## GIVEN DATA
★ ★ ★ ★ ★

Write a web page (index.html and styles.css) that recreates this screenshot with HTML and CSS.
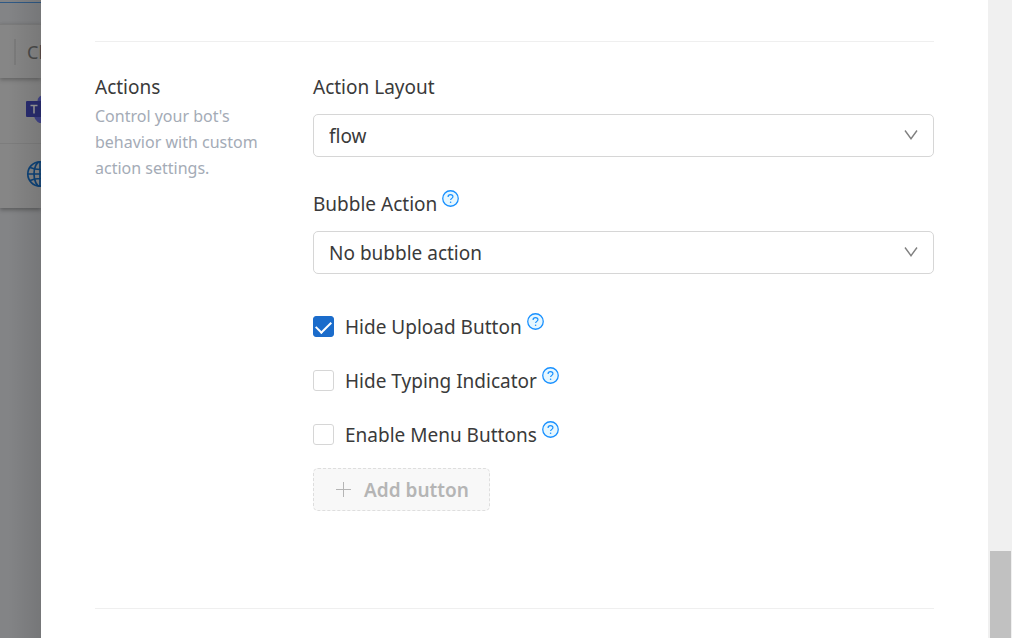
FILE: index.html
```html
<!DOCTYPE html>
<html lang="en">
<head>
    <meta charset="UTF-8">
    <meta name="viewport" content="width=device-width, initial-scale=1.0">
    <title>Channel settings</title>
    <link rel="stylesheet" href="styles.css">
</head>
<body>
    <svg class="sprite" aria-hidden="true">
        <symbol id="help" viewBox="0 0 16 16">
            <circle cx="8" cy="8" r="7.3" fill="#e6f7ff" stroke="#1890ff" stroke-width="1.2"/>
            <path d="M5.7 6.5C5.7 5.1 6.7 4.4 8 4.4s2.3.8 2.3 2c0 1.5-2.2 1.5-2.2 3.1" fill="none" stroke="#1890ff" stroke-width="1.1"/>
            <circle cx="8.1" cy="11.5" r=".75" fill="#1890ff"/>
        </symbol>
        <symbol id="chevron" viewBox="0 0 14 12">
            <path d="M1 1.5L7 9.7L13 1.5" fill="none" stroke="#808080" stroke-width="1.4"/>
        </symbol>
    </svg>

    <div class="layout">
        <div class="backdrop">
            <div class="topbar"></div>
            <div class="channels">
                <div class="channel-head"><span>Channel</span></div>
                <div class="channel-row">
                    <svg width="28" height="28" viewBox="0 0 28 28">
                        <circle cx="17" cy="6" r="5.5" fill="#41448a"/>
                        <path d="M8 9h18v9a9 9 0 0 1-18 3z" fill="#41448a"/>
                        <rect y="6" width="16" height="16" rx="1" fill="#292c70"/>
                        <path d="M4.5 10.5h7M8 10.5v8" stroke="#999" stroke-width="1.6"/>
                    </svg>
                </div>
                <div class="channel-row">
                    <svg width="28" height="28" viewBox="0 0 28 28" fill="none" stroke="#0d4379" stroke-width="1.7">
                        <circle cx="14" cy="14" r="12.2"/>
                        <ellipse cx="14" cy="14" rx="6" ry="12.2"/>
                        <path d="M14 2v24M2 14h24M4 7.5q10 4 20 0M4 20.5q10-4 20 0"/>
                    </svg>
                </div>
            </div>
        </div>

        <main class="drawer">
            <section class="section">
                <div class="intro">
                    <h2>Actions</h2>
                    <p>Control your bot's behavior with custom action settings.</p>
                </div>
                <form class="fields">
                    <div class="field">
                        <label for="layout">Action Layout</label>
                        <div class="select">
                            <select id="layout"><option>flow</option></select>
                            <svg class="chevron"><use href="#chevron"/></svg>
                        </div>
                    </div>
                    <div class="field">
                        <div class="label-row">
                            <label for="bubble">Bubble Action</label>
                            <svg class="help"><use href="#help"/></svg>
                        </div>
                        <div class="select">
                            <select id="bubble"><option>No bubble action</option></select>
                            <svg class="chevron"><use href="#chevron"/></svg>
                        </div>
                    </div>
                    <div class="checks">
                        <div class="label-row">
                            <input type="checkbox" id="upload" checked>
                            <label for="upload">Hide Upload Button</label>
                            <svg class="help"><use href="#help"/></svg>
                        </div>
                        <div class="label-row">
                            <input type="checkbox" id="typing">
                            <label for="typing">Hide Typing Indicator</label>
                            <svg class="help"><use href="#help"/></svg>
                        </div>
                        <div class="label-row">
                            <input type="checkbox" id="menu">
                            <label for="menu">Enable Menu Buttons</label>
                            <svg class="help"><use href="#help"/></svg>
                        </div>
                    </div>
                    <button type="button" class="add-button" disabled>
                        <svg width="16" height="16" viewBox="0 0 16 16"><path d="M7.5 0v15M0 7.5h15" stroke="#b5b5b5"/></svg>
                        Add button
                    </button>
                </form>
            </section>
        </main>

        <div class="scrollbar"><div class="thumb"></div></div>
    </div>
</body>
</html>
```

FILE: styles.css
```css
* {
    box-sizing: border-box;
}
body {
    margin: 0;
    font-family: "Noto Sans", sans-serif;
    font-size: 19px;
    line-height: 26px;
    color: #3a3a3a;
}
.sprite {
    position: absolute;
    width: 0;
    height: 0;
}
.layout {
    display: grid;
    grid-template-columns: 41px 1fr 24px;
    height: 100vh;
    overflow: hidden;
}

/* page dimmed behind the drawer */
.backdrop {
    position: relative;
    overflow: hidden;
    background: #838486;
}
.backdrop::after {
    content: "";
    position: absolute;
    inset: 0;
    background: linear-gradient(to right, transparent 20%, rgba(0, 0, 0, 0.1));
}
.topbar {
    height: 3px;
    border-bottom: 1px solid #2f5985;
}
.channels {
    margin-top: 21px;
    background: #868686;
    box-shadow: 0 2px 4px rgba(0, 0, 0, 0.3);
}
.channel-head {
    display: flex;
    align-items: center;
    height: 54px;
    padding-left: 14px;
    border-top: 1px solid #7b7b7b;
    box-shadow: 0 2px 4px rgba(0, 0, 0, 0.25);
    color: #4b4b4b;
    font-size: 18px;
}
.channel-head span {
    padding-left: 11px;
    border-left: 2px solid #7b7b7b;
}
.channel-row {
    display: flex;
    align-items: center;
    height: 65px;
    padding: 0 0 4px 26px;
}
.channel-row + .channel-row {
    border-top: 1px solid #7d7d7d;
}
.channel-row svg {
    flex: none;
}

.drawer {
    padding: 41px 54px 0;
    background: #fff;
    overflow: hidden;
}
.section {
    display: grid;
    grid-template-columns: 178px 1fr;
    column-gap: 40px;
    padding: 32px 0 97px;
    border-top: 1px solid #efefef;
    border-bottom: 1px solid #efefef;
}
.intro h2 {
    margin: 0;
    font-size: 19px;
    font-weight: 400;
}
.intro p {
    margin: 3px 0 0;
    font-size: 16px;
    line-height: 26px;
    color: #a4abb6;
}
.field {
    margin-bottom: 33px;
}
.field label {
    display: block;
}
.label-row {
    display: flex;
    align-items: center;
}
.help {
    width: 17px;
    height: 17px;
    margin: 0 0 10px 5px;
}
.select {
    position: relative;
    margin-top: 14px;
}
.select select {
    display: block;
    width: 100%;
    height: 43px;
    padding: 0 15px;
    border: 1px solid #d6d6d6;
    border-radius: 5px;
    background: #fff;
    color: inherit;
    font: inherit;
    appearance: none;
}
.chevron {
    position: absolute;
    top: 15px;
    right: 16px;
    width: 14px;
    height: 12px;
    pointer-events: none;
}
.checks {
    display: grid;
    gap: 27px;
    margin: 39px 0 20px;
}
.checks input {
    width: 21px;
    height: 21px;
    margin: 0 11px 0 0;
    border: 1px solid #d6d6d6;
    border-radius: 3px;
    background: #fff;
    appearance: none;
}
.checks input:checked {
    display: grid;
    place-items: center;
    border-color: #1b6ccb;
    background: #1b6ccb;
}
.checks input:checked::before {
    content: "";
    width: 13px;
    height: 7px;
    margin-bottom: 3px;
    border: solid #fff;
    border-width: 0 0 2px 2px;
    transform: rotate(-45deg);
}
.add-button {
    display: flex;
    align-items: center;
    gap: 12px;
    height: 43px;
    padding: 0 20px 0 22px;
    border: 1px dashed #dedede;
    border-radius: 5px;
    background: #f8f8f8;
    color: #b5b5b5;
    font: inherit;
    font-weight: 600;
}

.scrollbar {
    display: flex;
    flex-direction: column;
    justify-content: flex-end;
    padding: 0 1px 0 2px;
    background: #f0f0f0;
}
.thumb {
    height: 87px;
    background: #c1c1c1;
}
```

★ ★ ★ ★ ★

## DIRECTIVE
Write the listing out a second time exactly, dropping all images.

## ANSWER TO THIS TASK
Write a web page (index.html and styles.css) that recreates this screenshot with HTML and CSS.
FILE: index.html
```html
<!DOCTYPE html>
<html lang="en">
<head>
    <meta charset="UTF-8">
    <meta name="viewport" content="width=device-width, initial-scale=1.0">
    <title>Channel settings</title>
    <link rel="stylesheet" href="styles.css">
</head>
<body>
    <svg class="sprite" aria-hidden="true">
        <symbol id="help" viewBox="0 0 16 16">
            <circle cx="8" cy="8" r="7.3" fill="#e6f7ff" stroke="#1890ff" stroke-width="1.2"/>
            <path d="M5.7 6.5C5.7 5.1 6.7 4.4 8 4.4s2.3.8 2.3 2c0 1.5-2.2 1.5-2.2 3.1" fill="none" stroke="#1890ff" stroke-width="1.1"/>
            <circle cx="8.1" cy="11.5" r=".75" fill="#1890ff"/>
        </symbol>
        <symbol id="chevron" viewBox="0 0 14 12">
            <path d="M1 1.5L7 9.7L13 1.5" fill="none" stroke="#808080" stroke-width="1.4"/>
        </symbol>
    </svg>

    <div class="layout">
        <div class="backdrop">
            <div class="topbar"></div>
            <div class="channels">
                <div class="channel-head"><span>Channel</span></div>
                <div class="channel-row">
                    <svg width="28" height="28" viewBox="0 0 28 28">
                        <circle cx="17" cy="6" r="5.5" fill="#41448a"/>
                        <path d="M8 9h18v9a9 9 0 0 1-18 3z" fill="#41448a"/>
                        <rect y="6" width="16" height="16" rx="1" fill="#292c70"/>
                        <path d="M4.5 10.5h7M8 10.5v8" stroke="#999" stroke-width="1.6"/>
                    </svg>
                </div>
                <div class="channel-row">
                    <svg width="28" height="28" viewBox="0 0 28 28" fill="none" stroke="#0d4379" stroke-width="1.7">
                        <circle cx="14" cy="14" r="12.2"/>
                        <ellipse cx="14" cy="14" rx="6" ry="12.2"/>
                        <path d="M14 2v24M2 14h24M4 7.5q10 4 20 0M4 20.5q10-4 20 0"/>
                    </svg>
                </div>
            </div>
        </div>

        <main class="drawer">
            <section class="section">
                <div class="intro">
                    <h2>Actions</h2>
                    <p>Control your bot's behavior with custom action settings.</p>
                </div>
                <form class="fields">
                    <div class="field">
                        <label for="layout">Action Layout</label>
                        <div class="select">
                            <select id="layout"><option>flow</option></select>
                            <svg class="chevron"><use href="#chevron"/></svg>
                        </div>
                    </div>
                    <div class="field">
                        <div class="label-row">
                            <label for="bubble">Bubble Action</label>
                            <svg class="help"><use href="#help"/></svg>
                        </div>
                        <div class="select">
                            <select id="bubble"><option>No bubble action</option></select>
                            <svg class="chevron"><use href="#chevron"/></svg>
                        </div>
                    </div>
                    <div class="checks">
                        <div class="label-row">
                            <input type="checkbox" id="upload" checked>
                            <label for="upload">Hide Upload Button</label>
                            <svg class="help"><use href="#help"/></svg>
                        </div>
                        <div class="label-row">
                            <input type="checkbox" id="typing">
                            <label for="typing">Hide Typing Indicator</label>
                            <svg class="help"><use href="#help"/></svg>
                        </div>
                        <div class="label-row">
                            <input type="checkbox" id="menu">
                            <label for="menu">Enable Menu Buttons</label>
                            <svg class="help"><use href="#help"/></svg>
                        </div>
                    </div>
                    <button type="button" class="add-button" disabled>
                        <svg width="16" height="16" viewBox="0 0 16 16"><path d="M7.5 0v15M0 7.5h15" stroke="#b5b5b5"/></svg>
                        Add button
                    </button>
                </form>
            </section>
        </main>

        <div class="scrollbar"><div class="thumb"></div></div>
    </div>
</body>
</html>
```

FILE: styles.css
```css
* {
    box-sizing: border-box;
}
body {
    margin: 0;
    font-family: "Noto Sans", sans-serif;
    font-size: 19px;
    line-height: 26px;
    color: #3a3a3a;
}
.sprite {
    position: absolute;
    width: 0;
    height: 0;
}
.layout {
    display: grid;
    grid-template-columns: 41px 1fr 24px;
    height: 100vh;
    overflow: hidden;
}

/* page dimmed behind the drawer */
.backdrop {
    position: relative;
    overflow: hidden;
    background: #838486;
}
.backdrop::after {
    content: "";
    position: absolute;
    inset: 0;
    background: linear-gradient(to right, transparent 20%, rgba(0, 0, 0, 0.1));
}
.topbar {
    height: 3px;
    border-bottom: 1px solid #2f5985;
}
.channels {
    margin-top: 21px;
    background: #868686;
    box-shadow: 0 2px 4px rgba(0, 0, 0, 0.3);
}
.channel-head {
    display: flex;
    align-items: center;
    height: 54px;
    padding-left: 14px;
    border-top: 1px solid #7b7b7b;
    box-shadow: 0 2px 4px rgba(0, 0, 0, 0.25);
    color: #4b4b4b;
    font-size: 18px;
}
.channel-head span {
    padding-left: 11px;
    border-left: 2px solid #7b7b7b;
}
.channel-row {
    display: flex;
    align-items: center;
    height: 65px;
    padding: 0 0 4px 26px;
}
.channel-row + .channel-row {
    border-top: 1px solid #7d7d7d;
}
.channel-row svg {
    flex: none;
}

.drawer {
    padding: 41px 54px 0;
    background: #fff;
    overflow: hidden;
}
.section {
    display: grid;
    grid-template-columns: 178px 1fr;
    column-gap: 40px;
    padding: 32px 0 97px;
    border-top: 1px solid #efefef;
    border-bottom: 1px solid #efefef;
}
.intro h2 {
    margin: 0;
    font-size: 19px;
    font-weight: 400;
}
.intro p {
    margin: 3px 0 0;
    font-size: 16px;
    line-height: 26px;
    color: #a4abb6;
}
.field {
    margin-bottom: 33px;
}
.field label {
    display: block;
}
.label-row {
    display: flex;
    align-items: center;
}
.help {
    width: 17px;
    height: 17px;
    margin: 0 0 10px 5px;
}
.select {
    position: relative;
    margin-top: 14px;
}
.select select {
    display: block;
    width: 100%;
    height: 43px;
    padding: 0 15px;
    border: 1px solid #d6d6d6;
    border-radius: 5px;
    background: #fff;
    color: inherit;
    font: inherit;
    appearance: none;
}
.chevron {
    position: absolute;
    top: 15px;
    right: 16px;
    width: 14px;
    height: 12px;
    pointer-events: none;
}
.checks {
    display: grid;
    gap: 27px;
    margin: 39px 0 20px;
}
.checks input {
    width: 21px;
    height: 21px;
    margin: 0 11px 0 0;
    border: 1px solid #d6d6d6;
    border-radius: 3px;
    background: #fff;
    appearance: none;
}
.checks input:checked {
    display: grid;
    place-items: center;
    border-color: #1b6ccb;
    background: #1b6ccb;
}
.checks input:checked::before {
    content: "";
    width: 13px;
    height: 7px;
    margin-bottom: 3px;
    border: solid #fff;
    border-width: 0 0 2px 2px;
    transform: rotate(-45deg);
}
.add-button {
    display: flex;
    align-items: center;
    gap: 12px;
    height: 43px;
    padding: 0 20px 0 22px;
    border: 1px dashed #dedede;
    border-radius: 5px;
    background: #f8f8f8;
    color: #b5b5b5;
    font: inherit;
    font-weight: 600;
}

.scrollbar {
    display: flex;
    flex-direction: column;
    justify-content: flex-end;
    padding: 0 1px 0 2px;
    background: #f0f0f0;
}
.thumb {
    height: 87px;
    background: #c1c1c1;
}
```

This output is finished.